This work proposes a fully forward deep learning approach to address the computational challenges in pricing high-dimensional financial derivatives—such as Bermudan options—and solving associated optimal stopping problems. For the first time, the method integrates a coupled backward stochastic differential equation (BSDE) framework with deep neural networks. By constructing a system of coupled BSDEs to model the option value function and incorporating a posteriori error estimation, the algorithm achieves high accuracy while significantly enhancing computational efficiency. Numerical experiments demonstrate that the proposed approach exhibits excellent scalability and robustness in high-dimensional settings, offering a novel paradigm for pricing complex derivatives and tackling optimal stopping problems.

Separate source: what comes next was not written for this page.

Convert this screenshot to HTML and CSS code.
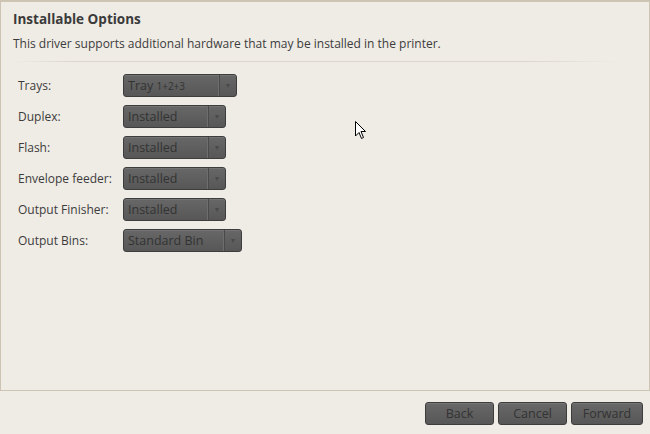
FILE: index.html
```html
<!DOCTYPE html>
<html lang="en">
<head>
    <meta charset="UTF-8">
    <title>Installable Options</title>
    <link rel="stylesheet" href="styles.css">
</head>
<body>
    <div class="panel">
        <h1>Installable Options</h1>
        <p class="intro">This driver supports additional hardware that may be installed in the printer.</p>
        <div class="rule"></div>
        <div class="options">
            <div class="row"><span class="name">Trays:</span><div class="combo w114"><span class="val">Tray <small>1+2+3</small></span><span class="arrow">&#9660;</span></div></div>
            <div class="row"><span class="name">Duplex:</span><div class="combo w103"><span class="val">Installed</span><span class="arrow">&#9660;</span></div></div>
            <div class="row"><span class="name">Flash:</span><div class="combo w103"><span class="val">Installed</span><span class="arrow">&#9660;</span></div></div>
            <div class="row"><span class="name">Envelope feeder:</span><div class="combo w103"><span class="val">Installed</span><span class="arrow">&#9660;</span></div></div>
            <div class="row"><span class="name">Output Finisher:</span><div class="combo w103"><span class="val">Installed</span><span class="arrow">&#9660;</span></div></div>
            <div class="row"><span class="name">Output Bins:</span><div class="combo w119"><span class="val">Standard Bin</span><span class="arrow">&#9660;</span></div></div>
        </div>
        <svg class="cursor" width="12" height="19" viewBox="0 0 12 19"><path d="M0.5 0.5 L0.5 15 L4 11.5 L6.5 17.5 L8.5 16.5 L6 10.5 L10.5 10.5 Z" fill="#fff" stroke="#000" stroke-width="1"/></svg>
    </div>
    <div class="buttons">
        <button class="btn w69">Back</button>
        <button class="btn w69">Cancel</button>
        <button class="btn w72">Forward</button>
    </div>
</body>
</html>
```
FILE: styles.css
```css
body { margin: 0; width: 650px; height: 434px; background: #efebe5; font-family: "Open Sans", sans-serif; font-size: 12px; color: #3c3c3c; }
.panel { position: relative; height: 388px; border: 1px solid #cdc4b4; border-top-width: 2px; box-sizing: content-box; background: #efebe5; }
h1 { margin: 0; padding: 9px 0 0 12px; font-size: 13.5px; font-weight: bold; color: #3a3a3a; line-height: 17px; }
.intro { margin: 7px 0 0 12px; line-height: 17px; color: #3c3c3c; }
.rule { height: 1px; margin: 9px 30px 0 12px; background: linear-gradient(to right, #efebe5, #ddd6cb 10%, #ddd6cb 85%, #efebe5); }
.options { padding: 12px 0 0 17px; display: flex; flex-direction: column; gap: 8px; }
.row { display: flex; align-items: center; height: 23px; }
.name { width: 105px; }
.combo { display: flex; height: 21px; border: 1px solid #3d3d3d; border-radius: 3px; background: linear-gradient(#676767, #575757); color: #333; box-shadow: inset 0 1px 0 #747474; font-size: 12.5px; }
.val { flex: 1; padding-left: 4px; line-height: 21px; }
.val small { font-size: 10px; }
.arrow { width: 16px; border-left: 1px solid #4a4a4a; box-shadow: -1px 0 0 #6e6e6e; font-size: 7px; line-height: 21px; text-align: center; color: #4a4a4a; }
.w114 { width: 112px; }
.w103 { width: 101px; }
.w119 { width: 117px; }
.cursor { position: absolute; left: 354px; top: 119px; }
.buttons { display: flex; justify-content: flex-end; gap: 4px; padding: 11px 7px 0 0; }
.btn { height: 23px; border: 1px solid #3d3d3d; border-radius: 3px; background: linear-gradient(#686868, #575757); color: #333; font-family: "Open Sans", sans-serif; font-size: 12.5px; padding: 0; box-shadow: inset 0 1px 0 #767676; }
.w69 { width: 69px; }
.w72 { width: 72px; }
```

We propose the Compound BSDE method, a fully forward, deep-learning-based approach for solving a broad class of problems in financial mathematics, including optimal stopping. The method is based on a reformulation of option pricing problems in terms of a system of backward stochastic differential equations (BSDEs), which offers a new perspective on the numerical treatment of compound options and optimal stopping problems such as Bermudan option pricing. Building on the classical deep BSDE method for a single BSDE, we develop an algorithm for compound BSDEs and establish its convergence properties. In particular, we derive an a posteriori error estimate for the proposed method. Numerical experiments demonstrate the accuracy and computational efficiency of the approach, and illustrate its effectiveness for high-dimensional option pricing and optimal stopping problems.